Many that are seeming saints are real devils. Judas had as fair an outside as many of the apostles; his venom was, like that of the serpent, covered with a fine skin. He cast out devils, and appeared an enemy to the devil’s kingdom, and yet was himself a devil all the while. Not only he will be one shortly, but he is one now. It is strange, and to be wondered at; Christ speaks of it with wonder: Have not I? It is sad, and to be lamented, that ever Christianity should be made a cloak to diabolism

In the most select societies on this side heaven it is no new thing to meet with those that are corrupt. Of the twelve that were chosen to an intimate conversation with an incarnate Deity, as great an honour and privilege as ever men were chosen to, one was an incarnate devil. The historian lays an emphasis upon this, that Judas was one of the twelve that were so dignified and distinguished. Let us not reject and unchurch the twelve because one of them is a devil, nor say that they are all cheats and hypocrites because one of them was so; let those that are so bear the blame, and not those who, while they are undiscovered, incorporate with them. There is a society within the veil into which no unclean thing shall enter, a church of first-born, in which are no false brethren.

MacArthur reminds us of Judas’s death:

He figured finally after three wasted years, he’d get as much cash as he could and sold Jesus out for the price of a slave The guilt was so profound, he hanged himself Plunged into an eternity that is incalculable.  The Bible says he went to his own place, the place prepared for the devil and the angels and apostates and unbelievers.

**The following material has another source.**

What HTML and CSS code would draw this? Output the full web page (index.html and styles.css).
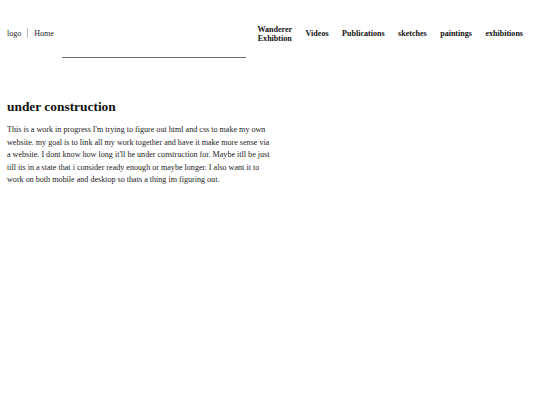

One presumes that the Lectionary editors did not want to offend or frighten anyone by going all the way to the conclusion of John 6. Yet, our Lord, knowing what would happen during His final Passover, must have been wracked with tension and sadness. He is all human — able to feel pain and strong emotion. He is also all divine, which includes omniscience, the ability to know all men’s hearts. It is, indeed, a holy mystery.